• Source material:

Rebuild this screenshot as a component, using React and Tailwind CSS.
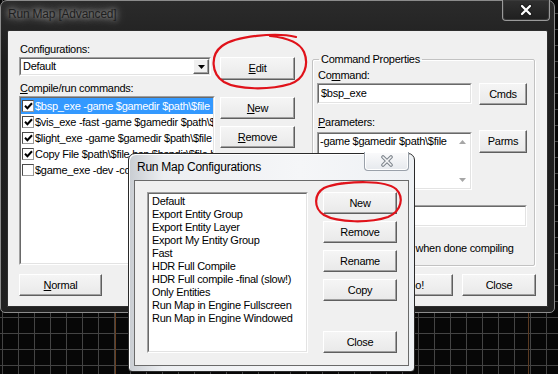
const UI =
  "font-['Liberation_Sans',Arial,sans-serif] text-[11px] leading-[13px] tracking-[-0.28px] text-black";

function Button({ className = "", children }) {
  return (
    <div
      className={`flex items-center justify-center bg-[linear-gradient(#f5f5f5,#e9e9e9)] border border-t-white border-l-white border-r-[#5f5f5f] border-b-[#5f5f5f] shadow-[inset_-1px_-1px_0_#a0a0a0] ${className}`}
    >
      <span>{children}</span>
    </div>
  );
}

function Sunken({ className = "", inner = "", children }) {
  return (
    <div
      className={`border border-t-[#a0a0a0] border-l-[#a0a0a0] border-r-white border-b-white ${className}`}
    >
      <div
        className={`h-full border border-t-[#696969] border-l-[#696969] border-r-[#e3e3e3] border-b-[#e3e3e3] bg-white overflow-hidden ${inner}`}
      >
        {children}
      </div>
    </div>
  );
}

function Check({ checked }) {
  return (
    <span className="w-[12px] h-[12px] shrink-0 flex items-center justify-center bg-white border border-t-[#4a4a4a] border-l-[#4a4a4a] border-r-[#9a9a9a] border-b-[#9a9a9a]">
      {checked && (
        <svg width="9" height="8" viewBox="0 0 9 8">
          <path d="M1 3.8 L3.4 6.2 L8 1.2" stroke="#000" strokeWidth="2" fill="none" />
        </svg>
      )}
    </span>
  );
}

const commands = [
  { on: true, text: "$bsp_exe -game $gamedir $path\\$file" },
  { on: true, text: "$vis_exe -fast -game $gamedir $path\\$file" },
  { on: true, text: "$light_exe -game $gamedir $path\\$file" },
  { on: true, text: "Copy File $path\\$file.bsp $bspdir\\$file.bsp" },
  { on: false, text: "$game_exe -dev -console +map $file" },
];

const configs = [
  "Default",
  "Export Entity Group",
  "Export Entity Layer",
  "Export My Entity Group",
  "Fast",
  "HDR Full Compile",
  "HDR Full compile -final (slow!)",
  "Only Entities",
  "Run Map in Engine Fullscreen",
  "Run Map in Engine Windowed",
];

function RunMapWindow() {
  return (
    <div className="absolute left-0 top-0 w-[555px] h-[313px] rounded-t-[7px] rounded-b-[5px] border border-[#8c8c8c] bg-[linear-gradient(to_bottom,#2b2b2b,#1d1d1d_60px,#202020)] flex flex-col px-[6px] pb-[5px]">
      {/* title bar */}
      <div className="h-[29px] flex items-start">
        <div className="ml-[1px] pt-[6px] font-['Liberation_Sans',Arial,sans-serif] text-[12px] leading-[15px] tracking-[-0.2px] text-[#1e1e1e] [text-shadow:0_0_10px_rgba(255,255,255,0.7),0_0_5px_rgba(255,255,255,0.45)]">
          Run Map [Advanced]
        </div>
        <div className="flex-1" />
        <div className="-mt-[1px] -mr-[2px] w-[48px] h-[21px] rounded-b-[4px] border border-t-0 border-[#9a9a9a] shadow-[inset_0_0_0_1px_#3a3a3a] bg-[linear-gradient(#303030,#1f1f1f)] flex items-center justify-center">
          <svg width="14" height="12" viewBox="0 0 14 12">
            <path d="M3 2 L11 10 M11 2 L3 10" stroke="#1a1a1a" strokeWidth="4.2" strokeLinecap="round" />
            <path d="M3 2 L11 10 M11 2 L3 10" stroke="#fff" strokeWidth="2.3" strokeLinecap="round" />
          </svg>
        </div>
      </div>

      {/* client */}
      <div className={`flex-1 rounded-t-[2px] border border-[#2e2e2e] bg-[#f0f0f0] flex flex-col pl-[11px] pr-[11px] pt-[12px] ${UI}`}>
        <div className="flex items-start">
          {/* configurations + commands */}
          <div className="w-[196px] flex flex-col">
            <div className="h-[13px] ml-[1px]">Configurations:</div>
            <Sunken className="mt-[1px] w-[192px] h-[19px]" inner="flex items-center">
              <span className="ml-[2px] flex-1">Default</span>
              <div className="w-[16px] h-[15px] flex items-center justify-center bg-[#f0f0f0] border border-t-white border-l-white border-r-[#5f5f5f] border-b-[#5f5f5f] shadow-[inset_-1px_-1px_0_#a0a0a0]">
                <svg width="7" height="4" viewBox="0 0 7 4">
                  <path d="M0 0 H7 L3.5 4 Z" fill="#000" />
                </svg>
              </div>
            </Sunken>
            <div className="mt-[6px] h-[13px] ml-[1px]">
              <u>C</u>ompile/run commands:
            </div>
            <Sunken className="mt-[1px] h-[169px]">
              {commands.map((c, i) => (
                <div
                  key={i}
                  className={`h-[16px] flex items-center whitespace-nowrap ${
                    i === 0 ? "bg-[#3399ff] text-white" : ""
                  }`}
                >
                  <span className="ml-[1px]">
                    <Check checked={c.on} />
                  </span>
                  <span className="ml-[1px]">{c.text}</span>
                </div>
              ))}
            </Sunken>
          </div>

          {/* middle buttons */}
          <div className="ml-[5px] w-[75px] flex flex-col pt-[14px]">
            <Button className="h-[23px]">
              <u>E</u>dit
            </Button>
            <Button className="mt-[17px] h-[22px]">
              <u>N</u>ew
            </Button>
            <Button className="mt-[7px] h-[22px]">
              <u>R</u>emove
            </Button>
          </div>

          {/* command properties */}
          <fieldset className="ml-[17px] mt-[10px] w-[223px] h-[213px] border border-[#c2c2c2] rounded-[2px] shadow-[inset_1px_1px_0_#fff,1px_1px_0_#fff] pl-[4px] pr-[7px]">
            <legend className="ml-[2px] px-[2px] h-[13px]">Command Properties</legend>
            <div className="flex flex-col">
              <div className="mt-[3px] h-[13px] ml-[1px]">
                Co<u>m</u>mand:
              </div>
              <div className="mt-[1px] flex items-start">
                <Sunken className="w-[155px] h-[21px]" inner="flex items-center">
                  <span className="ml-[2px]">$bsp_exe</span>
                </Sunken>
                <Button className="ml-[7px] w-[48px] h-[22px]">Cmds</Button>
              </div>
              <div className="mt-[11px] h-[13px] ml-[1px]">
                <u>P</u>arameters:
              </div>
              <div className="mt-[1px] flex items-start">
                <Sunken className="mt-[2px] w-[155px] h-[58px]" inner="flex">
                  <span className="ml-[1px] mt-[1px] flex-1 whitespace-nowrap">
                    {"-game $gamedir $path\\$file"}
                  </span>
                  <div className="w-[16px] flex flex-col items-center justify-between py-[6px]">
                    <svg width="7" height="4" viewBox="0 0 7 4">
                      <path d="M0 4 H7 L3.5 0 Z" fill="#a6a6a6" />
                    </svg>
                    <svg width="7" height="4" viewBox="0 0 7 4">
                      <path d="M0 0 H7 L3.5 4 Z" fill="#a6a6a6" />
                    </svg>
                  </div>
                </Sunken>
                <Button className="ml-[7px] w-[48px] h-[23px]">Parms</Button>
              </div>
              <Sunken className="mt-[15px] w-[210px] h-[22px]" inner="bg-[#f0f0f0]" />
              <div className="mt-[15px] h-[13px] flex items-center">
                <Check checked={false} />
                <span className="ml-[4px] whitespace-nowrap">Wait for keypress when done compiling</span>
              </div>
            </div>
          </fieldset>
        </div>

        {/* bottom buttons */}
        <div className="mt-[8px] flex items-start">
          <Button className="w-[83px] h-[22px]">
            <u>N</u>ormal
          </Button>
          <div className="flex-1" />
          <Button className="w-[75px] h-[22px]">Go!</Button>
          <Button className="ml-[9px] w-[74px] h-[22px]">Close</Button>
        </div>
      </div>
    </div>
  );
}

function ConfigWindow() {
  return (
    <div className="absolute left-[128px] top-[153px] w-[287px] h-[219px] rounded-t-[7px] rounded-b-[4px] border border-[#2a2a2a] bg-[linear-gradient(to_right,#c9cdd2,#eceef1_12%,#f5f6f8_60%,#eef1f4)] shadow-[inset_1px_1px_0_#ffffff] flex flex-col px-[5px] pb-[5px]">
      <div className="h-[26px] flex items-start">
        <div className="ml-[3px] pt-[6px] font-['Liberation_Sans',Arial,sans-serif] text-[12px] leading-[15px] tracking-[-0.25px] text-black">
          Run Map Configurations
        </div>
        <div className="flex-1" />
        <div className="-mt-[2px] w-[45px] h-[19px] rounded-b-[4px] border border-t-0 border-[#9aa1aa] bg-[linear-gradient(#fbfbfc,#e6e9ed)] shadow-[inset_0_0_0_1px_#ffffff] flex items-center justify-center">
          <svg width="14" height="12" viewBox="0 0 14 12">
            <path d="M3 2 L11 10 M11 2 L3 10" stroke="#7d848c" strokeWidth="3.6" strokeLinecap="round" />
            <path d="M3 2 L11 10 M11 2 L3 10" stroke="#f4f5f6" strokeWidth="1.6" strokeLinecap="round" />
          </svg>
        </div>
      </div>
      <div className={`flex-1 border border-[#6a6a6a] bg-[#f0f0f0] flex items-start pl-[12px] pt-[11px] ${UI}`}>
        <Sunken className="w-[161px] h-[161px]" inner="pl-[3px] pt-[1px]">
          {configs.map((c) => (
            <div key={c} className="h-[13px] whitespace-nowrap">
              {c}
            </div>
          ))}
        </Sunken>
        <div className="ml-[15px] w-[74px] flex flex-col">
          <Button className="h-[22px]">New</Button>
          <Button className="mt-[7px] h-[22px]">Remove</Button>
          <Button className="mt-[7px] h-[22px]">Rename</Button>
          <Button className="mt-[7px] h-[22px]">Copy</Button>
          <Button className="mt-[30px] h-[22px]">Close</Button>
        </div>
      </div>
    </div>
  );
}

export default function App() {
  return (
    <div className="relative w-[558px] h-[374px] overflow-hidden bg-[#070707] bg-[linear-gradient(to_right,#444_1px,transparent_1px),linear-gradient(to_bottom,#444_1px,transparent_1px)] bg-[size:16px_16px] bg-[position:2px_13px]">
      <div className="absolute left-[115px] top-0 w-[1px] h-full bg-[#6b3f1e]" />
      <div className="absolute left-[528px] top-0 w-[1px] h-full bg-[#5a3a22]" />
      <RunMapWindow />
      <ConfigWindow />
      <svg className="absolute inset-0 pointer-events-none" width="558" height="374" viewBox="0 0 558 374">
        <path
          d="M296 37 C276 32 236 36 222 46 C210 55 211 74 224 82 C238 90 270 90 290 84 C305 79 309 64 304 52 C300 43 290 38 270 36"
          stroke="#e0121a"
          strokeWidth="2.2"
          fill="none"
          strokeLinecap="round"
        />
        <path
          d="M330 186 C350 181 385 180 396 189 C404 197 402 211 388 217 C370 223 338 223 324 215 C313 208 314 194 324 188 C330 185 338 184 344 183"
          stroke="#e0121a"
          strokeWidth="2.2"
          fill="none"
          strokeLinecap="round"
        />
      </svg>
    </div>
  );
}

• Problem details:
Starting at the first line of the material, output exactly the lines up to and including the one with "text-[11px] leading-[13px] tracking-[-0.28px]". Do not include the pictures.

• Final result:
Rebuild this screenshot as a component, using React and Tailwind CSS.
const UI =
  "font-['Liberation_Sans',Arial,sans-serif] text-[11px] leading-[13px] tracking-[-0.28px] text-black";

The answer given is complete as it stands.